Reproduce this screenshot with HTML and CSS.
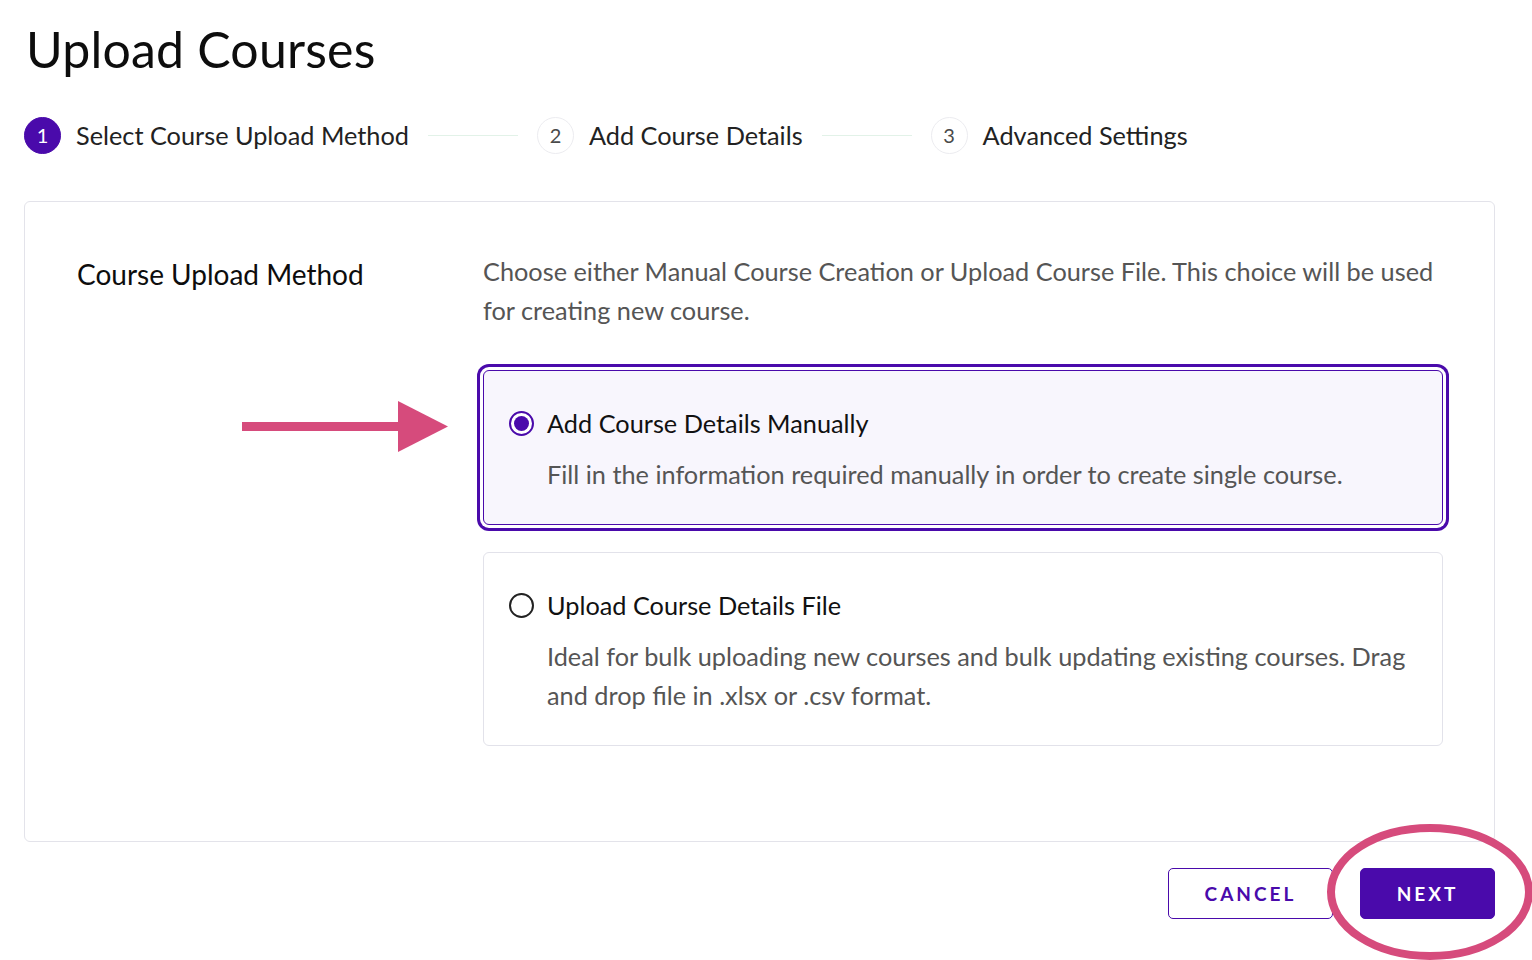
FILE: index.html
```html
<!DOCTYPE html>
<html lang="en">
<head>
<meta charset="utf-8">
<title>Upload Courses</title>
<link rel="stylesheet" href="styles.css">
</head>
<body>
<div class="page">
  <h1 class="title">Upload Courses</h1>

  <div class="stepper">
    <div class="step active">
      <span class="step-num">1</span>
      <span class="step-label">Select Course Upload Method</span>
    </div>
    <span class="step-line"></span>
    <div class="step">
      <span class="step-num">2</span>
      <span class="step-label">Add Course Details</span>
    </div>
    <span class="step-line"></span>
    <div class="step">
      <span class="step-num">3</span>
      <span class="step-label">Advanced Settings</span>
    </div>
  </div>

  <div class="panel">
    <div class="panel-left">
      <h2 class="section-title">Course Upload Method</h2>
      <svg class="arrow" width="210" height="52" viewBox="0 0 210 52" aria-hidden="true">
        <rect x="0" y="21" width="160" height="9" fill="#d64b7c"/>
        <polygon points="156,0 206,25.5 156,51" fill="#d64b7c"/>
      </svg>
    </div>
    <div class="panel-right">
      <p class="intro">Choose either Manual Course Creation or Upload Course File. This choice will be used for creating new course.</p>

      <label class="option selected">
        <span class="option-head">
          <span class="radio checked"></span>
          <span class="option-title">Add Course Details Manually</span>
        </span>
        <span class="option-desc">Fill in the information required manually in order to create single course.</span>
      </label>

      <label class="option">
        <span class="option-head">
          <span class="radio"></span>
          <span class="option-title">Upload Course Details File</span>
        </span>
        <span class="option-desc">Ideal for bulk uploading new courses and bulk updating existing courses. Drag and drop file in .xlsx or .csv format.</span>
      </label>
    </div>
  </div>

  <div class="actions">
    <button class="btn btn-outline">CANCEL</button>
    <div class="next-wrap">
      <button class="btn btn-primary">NEXT</button>
      <svg class="ring" width="210" height="140" viewBox="0 0 210 140" aria-hidden="true">
        <ellipse cx="105" cy="70" rx="99" ry="64" fill="none" stroke="#d64b7c" stroke-width="8"/>
      </svg>
    </div>
  </div>
</div>
</body>
</html>
```

FILE: styles.css
```css
* { box-sizing: border-box; }

html, body {
  margin: 0;
  padding: 0;
  background: #ffffff;
}

body {
  font-family: Lato, "Open Sans", "Liberation Sans", sans-serif;
  color: #1c1c1c;
  min-height: 960px;
}

.page {
  padding: 18px 37px 70px 24px;
}

.title {
  margin: 0 0 0 2px;
  font-size: 50px;
  font-weight: 400;
  line-height: 62px;
  color: #0d0d0d;
  letter-spacing: 0.2px;
}

.stepper {
  display: flex;
  align-items: center;
  margin-top: 36px;
  height: 38px;
}

.step {
  display: flex;
  align-items: center;
  gap: 15px;
}

.step-num {
  width: 37px;
  height: 37px;
  border-radius: 50%;
  border: 1px solid #ececf0;
  display: flex;
  align-items: center;
  justify-content: center;
  font-size: 20px;
  color: #4a4a4a;
}

.step.active .step-num {
  background: #4a0aab;
  border-color: #4a0aab;
  color: #ffffff;
}

.step-label {
  font-size: 25.3px;
  color: #222222;
}

.step-line {
  width: 90px;
  height: 1px;
  background: #e2f2e8;
  margin: 0 19px;
}

.panel {
  margin-top: 47px;
  border: 1px solid #e3e3ea;
  border-radius: 6px;
  height: 641px;
  display: flex;
  padding: 50px 51px 0 52px;
}

.panel-left {
  width: 406px;
  flex: none;
  display: flex;
  flex-direction: column;
}

.section-title {
  margin: 3px 0 0 0;
  font-size: 28px;
  font-weight: 400;
  line-height: 38px;
  color: #0d0d0d;
}

.arrow {
  margin: 108px 0 0 165px;
}

.panel-right {
  flex: 1;
  display: flex;
  flex-direction: column;
}

.intro {
  margin: 0 0 40px 0;
  font-size: 25.3px;
  line-height: 39px;
  color: #555555;
}

.option {
  display: flex;
  flex-direction: column;
  border: 1px solid #e2e2ea;
  border-radius: 6px;
  padding: 34px 24px 30px 25px;
  margin-bottom: 27px;
  cursor: pointer;
}

.option.selected {
  background: #f8f6fd;
  border-color: #4a0aab;
  box-shadow: 0 0 0 3px #ffffff, 0 0 0 6px #4a0aab;
  padding-bottom: 30px;
}

.option-head {
  display: flex;
  align-items: center;
  gap: 13px;
}

.radio {
  width: 25px;
  height: 25px;
  border-radius: 50%;
  border: 2px solid #222222;
  background: #ffffff;
  flex: none;
  position: relative;
}

.radio.checked {
  border-color: #4a0aab;
}

.radio.checked::after {
  content: "";
  position: absolute;
  left: 3px;
  top: 3px;
  width: 15px;
  height: 15px;
  border-radius: 50%;
  background: #4a0aab;
}

.option-title {
  font-size: 25.3px;
  line-height: 36px;
  color: #111111;
}

.option-desc {
  margin-top: 14px;
  padding-left: 38px;
  font-size: 25.3px;
  line-height: 39px;
  color: #555555;
}

.actions {
  display: flex;
  justify-content: flex-end;
  gap: 27px;
  margin-top: 26px;
}

.btn {
  height: 51px;
  border-radius: 5px;
  font-family: Lato, "Open Sans", "Liberation Sans", sans-serif;
  font-size: 19px;
  font-weight: 700;
  letter-spacing: 3px;
  cursor: pointer;
}

.btn-outline {
  width: 165px;
  background: #ffffff;
  border: 1px solid #4a0aab;
  color: #4a0aab;
}

.next-wrap {
  position: relative;
}

.btn-primary {
  width: 135px;
  background: #4a0aab;
  border: 1px solid #4a0aab;
  color: #ffffff;
}

.ring {
  position: absolute;
  left: -35px;
  top: -46px;
  pointer-events: none;
  overflow: visible;
}
```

_Written request:_
Quote the preceding listing precisely and completely, omitting its images.

_Output:_
Reproduce this screenshot with HTML and CSS.
FILE: index.html
```html
<!DOCTYPE html>
<html lang="en">
<head>
<meta charset="utf-8">
<title>Upload Courses</title>
<link rel="stylesheet" href="styles.css">
</head>
<body>
<div class="page">
  <h1 class="title">Upload Courses</h1>

  <div class="stepper">
    <div class="step active">
      <span class="step-num">1</span>
      <span class="step-label">Select Course Upload Method</span>
    </div>
    <span class="step-line"></span>
    <div class="step">
      <span class="step-num">2</span>
      <span class="step-label">Add Course Details</span>
    </div>
    <span class="step-line"></span>
    <div class="step">
      <span class="step-num">3</span>
      <span class="step-label">Advanced Settings</span>
    </div>
  </div>

  <div class="panel">
    <div class="panel-left">
      <h2 class="section-title">Course Upload Method</h2>
      <svg class="arrow" width="210" height="52" viewBox="0 0 210 52" aria-hidden="true">
        <rect x="0" y="21" width="160" height="9" fill="#d64b7c"/>
        <polygon points="156,0 206,25.5 156,51" fill="#d64b7c"/>
      </svg>
    </div>
    <div class="panel-right">
      <p class="intro">Choose either Manual Course Creation or Upload Course File. This choice will be used for creating new course.</p>

      <label class="option selected">
        <span class="option-head">
          <span class="radio checked"></span>
          <span class="option-title">Add Course Details Manually</span>
        </span>
        <span class="option-desc">Fill in the information required manually in order to create single course.</span>
      </label>

      <label class="option">
        <span class="option-head">
          <span class="radio"></span>
          <span class="option-title">Upload Course Details File</span>
        </span>
        <span class="option-desc">Ideal for bulk uploading new courses and bulk updating existing courses. Drag and drop file in .xlsx or .csv format.</span>
      </label>
    </div>
  </div>

  <div class="actions">
    <button class="btn btn-outline">CANCEL</button>
    <div class="next-wrap">
      <button class="btn btn-primary">NEXT</button>
      <svg class="ring" width="210" height="140" viewBox="0 0 210 140" aria-hidden="true">
        <ellipse cx="105" cy="70" rx="99" ry="64" fill="none" stroke="#d64b7c" stroke-width="8"/>
      </svg>
    </div>
  </div>
</div>
</body>
</html>
```

FILE: styles.css
```css
* { box-sizing: border-box; }

html, body {
  margin: 0;
  padding: 0;
  background: #ffffff;
}

body {
  font-family: Lato, "Open Sans", "Liberation Sans", sans-serif;
  color: #1c1c1c;
  min-height: 960px;
}

.page {
  padding: 18px 37px 70px 24px;
}

.title {
  margin: 0 0 0 2px;
  font-size: 50px;
  font-weight: 400;
  line-height: 62px;
  color: #0d0d0d;
  letter-spacing: 0.2px;
}

.stepper {
  display: flex;
  align-items: center;
  margin-top: 36px;
  height: 38px;
}

.step {
  display: flex;
  align-items: center;
  gap: 15px;
}

.step-num {
  width: 37px;
  height: 37px;
  border-radius: 50%;
  border: 1px solid #ececf0;
  display: flex;
  align-items: center;
  justify-content: center;
  font-size: 20px;
  color: #4a4a4a;
}

.step.active .step-num {
  background: #4a0aab;
  border-color: #4a0aab;
  color: #ffffff;
}

.step-label {
  font-size: 25.3px;
  color: #222222;
}

.step-line {
  width: 90px;
  height: 1px;
  background: #e2f2e8;
  margin: 0 19px;
}

.panel {
  margin-top: 47px;
  border: 1px solid #e3e3ea;
  border-radius: 6px;
  height: 641px;
  display: flex;
  padding: 50px 51px 0 52px;
}

.panel-left {
  width: 406px;
  flex: none;
  display: flex;
  flex-direction: column;
}

.section-title {
  margin: 3px 0 0 0;
  font-size: 28px;
  font-weight: 400;
  line-height: 38px;
  color: #0d0d0d;
}

.arrow {
  margin: 108px 0 0 165px;
}

.panel-right {
  flex: 1;
  display: flex;
  flex-direction: column;
}

.intro {
  margin: 0 0 40px 0;
  font-size: 25.3px;
  line-height: 39px;
  color: #555555;
}

.option {
  display: flex;
  flex-direction: column;
  border: 1px solid #e2e2ea;
  border-radius: 6px;
  padding: 34px 24px 30px 25px;
  margin-bottom: 27px;
  cursor: pointer;
}

.option.selected {
  background: #f8f6fd;
  border-color: #4a0aab;
  box-shadow: 0 0 0 3px #ffffff, 0 0 0 6px #4a0aab;
  padding-bottom: 30px;
}

.option-head {
  display: flex;
  align-items: center;
  gap: 13px;
}

.radio {
  width: 25px;
  height: 25px;
  border-radius: 50%;
  border: 2px solid #222222;
  background: #ffffff;
  flex: none;
  position: relative;
}

.radio.checked {
  border-color: #4a0aab;
}

.radio.checked::after {
  content: "";
  position: absolute;
  left: 3px;
  top: 3px;
  width: 15px;
  height: 15px;
  border-radius: 50%;
  background: #4a0aab;
}

.option-title {
  font-size: 25.3px;
  line-height: 36px;
  color: #111111;
}

.option-desc {
  margin-top: 14px;
  padding-left: 38px;
  font-size: 25.3px;
  line-height: 39px;
  color: #555555;
}

.actions {
  display: flex;
  justify-content: flex-end;
  gap: 27px;
  margin-top: 26px;
}

.btn {
  height: 51px;
  border-radius: 5px;
  font-family: Lato, "Open Sans", "Liberation Sans", sans-serif;
  font-size: 19px;
  font-weight: 700;
  letter-spacing: 3px;
  cursor: pointer;
}

.btn-outline {
  width: 165px;
  background: #ffffff;
  border: 1px solid #4a0aab;
  color: #4a0aab;
}

.next-wrap {
  position: relative;
}

.btn-primary {
  width: 135px;
  background: #4a0aab;
  border: 1px solid #4a0aab;
  color: #ffffff;
}

.ring {
  position: absolute;
  left: -35px;
  top: -46px;
  pointer-events: none;
  overflow: visible;
}
```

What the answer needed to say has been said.